As we go through the book of Exodus, God freeing his people from slavery in Egypt, we’re going to see over and over again God working in them in order to help them understand what it means to be his people. How they are to live. What they are to prioritize. What they should do, and what they shouldn’t do. It’s Humanity 101.
But today we just want to take note of where it all starts. With the fear of God. This isn’t fear in the sense that of just being afraid. It’s fear in the sense of overwhelming awe. Great reverence and respect - you pay attention to this, this is a thing you should have a proper fear of.
Same is true of anything that has great power - power for great good or great harm. Years ago, in college, I was on a backpacking trip through Young Life’s Wilderness Ranch - we making our way to the top of a mountain when an afternoon thunderstorm started rolling in. Thunderstorms are incredible - dark beauty and power to them. And you’ve got to take that seriously. And by being near the top we were some of tallest things around - so we hightailed it down the mountain - we had a proper fear of that thunderstorm.

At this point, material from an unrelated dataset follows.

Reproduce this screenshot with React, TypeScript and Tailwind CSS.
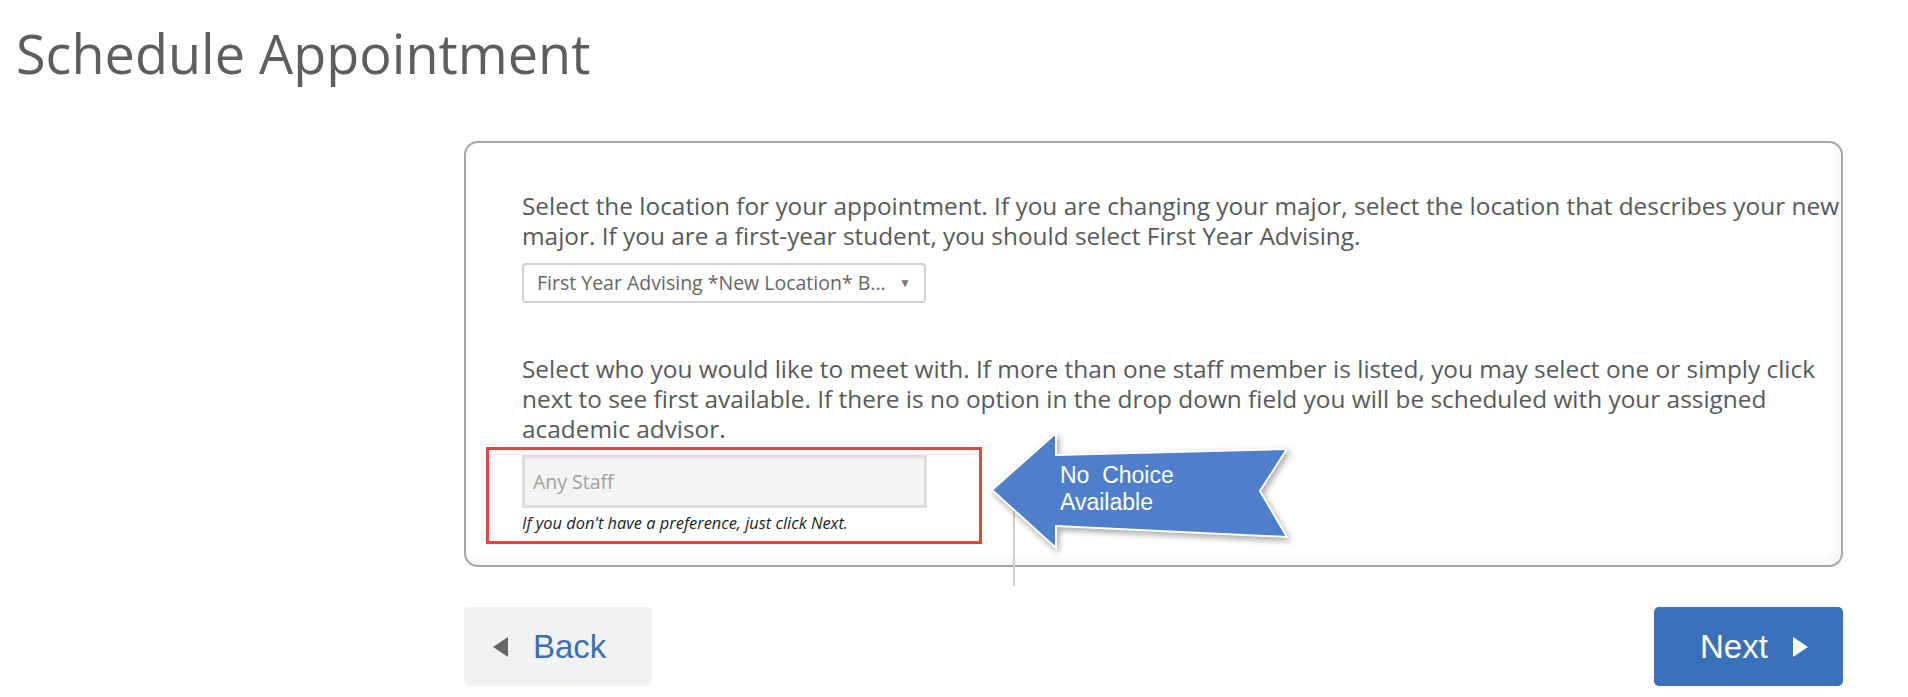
import React from "react";

export default function App() {
  return (
    <div
      className="relative w-[1908px] h-[697px] bg-white overflow-hidden"
      style={{ fontFamily: '"Open Sans", "Noto Sans", sans-serif' }}
    >
      <h1 className="pl-[16px] pt-[24px] text-[54px] leading-[59px] text-[#5e5e5e] font-normal">
        Schedule Appointment
      </h1>

      <div className="ml-[464px] mt-[58px] w-[1379px]">
        <div className="h-[426px] rounded-[14px] border-2 border-[#a6a6a6] bg-white pl-[56px] pt-[48px] shadow-[inset_-6px_-6px_10px_rgba(0,0,0,0.04)]">
          <p className="text-[24.4px] leading-[30px] text-[#595959] whitespace-nowrap">
            Select the location for your appointment. If you are changing your major, select the location that describes your new
            <br />
            major. If you are a first-year student, you should select First Year Advising.
          </p>

          <div className="mt-[12px] flex h-[40px] w-[404px] items-center justify-between rounded-[4px] border-2 border-[#cfcfcf] bg-white pl-[13px] pr-[13px]">
            <span className="text-[19.5px] text-[#666666] whitespace-nowrap">
              First Year Advising *New Location* B...
            </span>
            <span className="text-[12px] text-[#7a7a7a]">▼</span>
          </div>

          <p className="mt-[51px] text-[24.4px] leading-[30px] text-[#595959] whitespace-nowrap">
            Select who you would like to meet with. If more than one staff member is listed, you may select one or simply click
            <br />
            next to see first available. If there is no option in the drop down field you will be scheduled with your assigned
            <br />
            academic advisor.
          </p>

          <div className="mt-[11px] flex h-[53px] w-[405px] items-center border-[3px] border-[#dddddd] bg-[#f3f3f3] pl-[8px]">
            <span className="text-[19.5px] text-[#a0a0a0]">Any Staff</span>
          </div>

          <p className="mt-[5px] text-[16.4px] leading-[20px] italic text-[#1e1e1e]">
            If you don't have a preference, just click Next.
          </p>
        </div>

        <div className="mt-[40px] flex items-center justify-between">
          <button
            className="flex h-[79px] w-[188px] items-center rounded-[5px] bg-[#f0f2f4] pl-[29px] text-[33px] text-[#3b6fb8]"
            style={{ fontFamily: '"Liberation Sans", Arial, sans-serif' }}
          >
            <span className="mr-[25px] inline-block h-0 w-0 border-y-[10px] border-r-[15px] border-y-transparent border-r-[#666666]" />
            Back
          </button>
          <button
            className="flex h-[79px] w-[189px] items-center rounded-[5px] bg-[#3a70b9] pl-[46px] text-[33px] text-white"
            style={{ fontFamily: '"Liberation Sans", Arial, sans-serif' }}
          >
            Next
            <span className="ml-[25px] inline-block h-0 w-0 border-y-[10px] border-l-[15px] border-y-transparent border-l-white" />
          </button>
        </div>
      </div>

      {/* Annotation: red highlight box */}
      <div className="absolute left-[486px] top-[447px] h-[97px] w-[496px] border-[3px] border-[#e5443f]" />

      {/* Annotation: thin connector line */}
      <div className="absolute left-[1013px] top-[500px] h-[86px] w-[2px] bg-[#d0d0d0]" />

      {/* Annotation: arrow */}
      <svg
        className="absolute left-[980px] top-[420px] drop-shadow-[2px_3px_3px_rgba(0,0,0,0.35)]"
        width="320"
        height="145"
        viewBox="0 0 320 145"
      >
        <polygon
          points="12,70 76,13 76,35 307,29 280,71 307,117 76,106 76,128"
          fill="#4f7ecb"
          stroke="#ffffff"
          strokeWidth="2"
          strokeLinejoin="miter"
        />
      </svg>
      <div
        className="absolute left-[1060px] top-[462px] text-[23px] leading-[27px] text-white whitespace-pre"
        style={{ fontFamily: '"Liberation Sans", Arial, sans-serif' }}
      >
        {"No  Choice\nAvailable"}
      </div>
    </div>
  );
}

Proverbs 1:7 - The fear of the Lord is the beginning of knowledge, but fools despise wisdom and understanding.
This is the whole basis of the book of Proverbs - if you’re going to live rightly, live way you’re supposed to, wisely - it begins with fearing God. Honoring God as God, the one true God. With giving him the attention and consideration he deserves. To heed what he says. To not do so is as foolish as standing on top of a mountain as a thunderstorm rolls in.
If we’re going to understand what it means to be human, how we are to live, we have to look to God first, fear him above everything and everyone else.
How much of what I do is driven - not by fear of God - but by fear of others. What they think of me matters more - because I don’t want to be socially ostracized, I want to fit in. I want to be well liked. I want to be well thought of - seen as attractive…smart…successful…good. I don’t want to look too religious, because that’s weird (people will think I’m weird).
I strongly believe we’re living in a culture that has moved away from any sort of faith in God. It’s becoming not simply apathetic to God, but anti-God, anti-Christian. Which means its going to be increasingly difficult for us, because we’re going to have to be willing to live differently, to experience persecution, hatred. Much like the Israelites.
There will be great temptation to get along. To not rock the boat.
Unless we fear God more than we fear the world…like that Levite family. Like the Hebrew midwives. Like Jesus himself.
Spiritual Disciplines - How do we cultivate a proper fear of God in our lives? Really is no better example than Jesus. He lived his life in absolute obedience to the Father. In John 5 he talks about how he only does what the Father tells him to - he’s always looking to the Father.
Why Jesus lived the perfect human life - he wasn’t affected by what others thought of him. He was willing to defy the social conventions of the day - drove the religious leaders crazy. He loved others - all others, especially those who others would overlook - not deem worthy. Jesus lived with a fear of God, a reverential honoring of the Father.
This is why we often talk about putting together a Rule of Life, a set of disciplines that help you to center your life in Jesus. God - you are most important. I want you to be the one I pay most attention to. Fix my eyes on Jesus, the author and finisher of your faith.
Rule of Life will include how you will spend time with Jesus on a daily basis...
It may include how you will rest (Sabbath), ministry you’re involved with, time of study & learning, how you’re going to be intentional about growing in relationships with family, church family, with those who don’t know Jesus yet.
Second thing I would encourage you to consider this morning is one specific element of your Rule of Life - daily time in the Scripture, this is one of the key elements in growing as a follower of Jesus.
What are you being discipled by? Who or what is teaching you? Cable TV news (social media, YouTube, TikToK???) Where in your life are you listening to God? Heeding his instruction? All of us have influences in our lives - the question is where is your “wisdom” coming from.
Begin today. Set with a specific plan. Set a time and place where you can be quiet to be with Jesus and in his word. I’d suggest beginning with the Gospels. A chapter a day.